Если ж вернуться в то далёкое лето восемьдесят пятого года, могу заверить читателя в том, что после своего самостоятельного вылета, я «поблагодарил» каждого из тех, кто был хоть как-то причастен к данному успеху. Имею в виду Корнейчука; Кравца; командира эскадрильи Катченко; инструктора Степурина; руководителя полётов; авиатехника, обслуживавшего шестьдесят восьмой борт. В общем, коньяка хватило всем. Праздник-то был вовсе не рядовым. Как не крути, а не каждый день обычный человек становится ЛЁТЧИКОМ!

Лагода


Без каких-либо преувеличений могу сказать о том, что моё детство прошло на самой окраине города Омска.

Улица, на которой приютился дом моего детства, упиралась в высокую железнодорожную насыпь. За насыпью небольшое озерцо. Ну, а далее пустынная равнина, с дикорастущим кустарником и не высокими деревцами. То есть, никаких жилых построек. Очевидно, поэтому и назывался наш микрорайон просто и красноречиво: Сахалин. То есть, край цивилизации.

Дома нашего посёлка были построены практически сразу после войны, году этак в сорок восьмом или пятидесятом, прошлого двадцатого века. На весь микрорайон, раскинувшийся на добрые пять-семь километров, была лишь одна больница, она же поликлиника, она же травм пункт, роддом и прочее, и прочее. Ну, а располагалось то медицинское учреждение на улице Лагода, потому и народное название она получила вполне соответствующее.

«Что-то давненько я твоего мужа не встречала?» – бывало, обращалась какая-нибудь женщина к своей соседке или знакомой.

«Фронтовые раны обострились!.. – вздохнув, отвечала та. – …Пришлось лечь на больничную койку!»

«Куда именно положили?»

«Известно куда, на Лагоду! Куда ж ещё?..»

О данной больнице в народе ходила дурная слава. А может и не ходила; быть может, таковыми были лишь мои детские воспоминания. По крайней мере, случайно произнесённое слово «Лагода», на меня и по сей день наводит неприятный трепет, пробуждает отчасти неприятные воспоминания.

Напомню, времена тогда были послевоенные. Не сказать, чтоб народ жил в полной нищете и разрухе, тем не менее, продукты приобретались впрок, в каждом доме был огород, на урожай которого возлагались определённые надежды. Когда ж в посёлке отключали свет, все мы (имею в виду бабушку, дедушку, тётю, дядю; своих родителей, а также двоюродного брата Игоря) собирались в большой комнате или на кухне у горящей керосиновой лампы. Взрослые обсуждали повседневные дела, какие-то бытовые вопросы, о чём-то сплетничали. Ну, а мы с братом, пятилетние мальчишки, крутился тут же, возле своих родителей, потому частенько и являлись невольными свидетелями вовсе не детских разговоров.
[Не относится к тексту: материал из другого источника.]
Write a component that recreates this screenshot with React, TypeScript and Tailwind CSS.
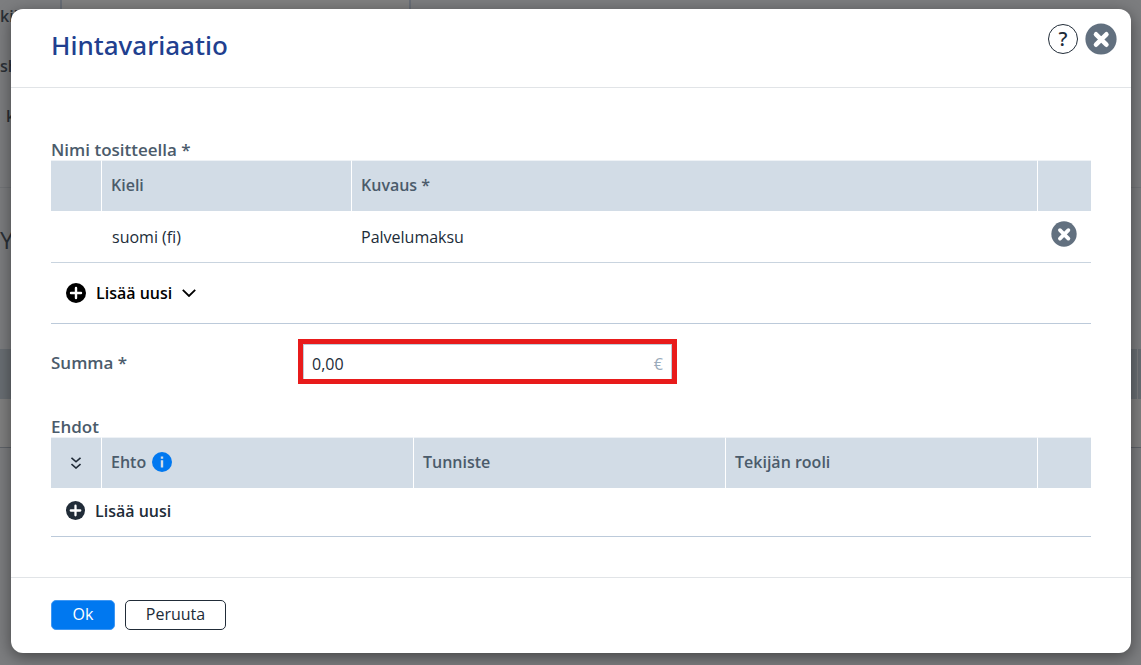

Иногда те пересуды плавно переходили на достаточно мрачные темы. Имею в виду вопросы, касающиеся каких-то тяжёлых болезней, смертей, похорон и тому подобного. Именно эти, щекочущие нервы разговоры, как-то по-особенному врезались в мою детскую память.

Прошу представить довольно-таки мрачную обстановку частного дома с трепещущим языком пламени, завыванием ветра, скулением собаки, тревожными интонациями рассказчиков – и вам всё станет понятно без каких-либо лишних комментариев. Данная, отчасти гнетущая и жутковатая атмосфера пугала и одновременно притягивала нашу детскую психику. Дабы нас с братом не отправили раньше времени в постель, мы забирались в дальний тёмный угол, замирали и впитывали в себя самые яркие подробности взрослых полумистических баек и пересудов.

Хочешь – не хочешь, а как только речь заходила о каком-либо несчастном случае, травматизме, иных неприятности – взрослые невольно вспоминали о больнице на улице Лагода, в которую периодически отвозили кого-то из наших соседей. Некоторые из них, домой уж вовсе не возвращались. Очень скоро где-то совсем рядом проходили похоронные мероприятия. Вдоль улицы несли, обитый красной материей гроб; духовой оркестр затягивал жуткую похоронную мелодию; детям раздавались конфеты и печенье.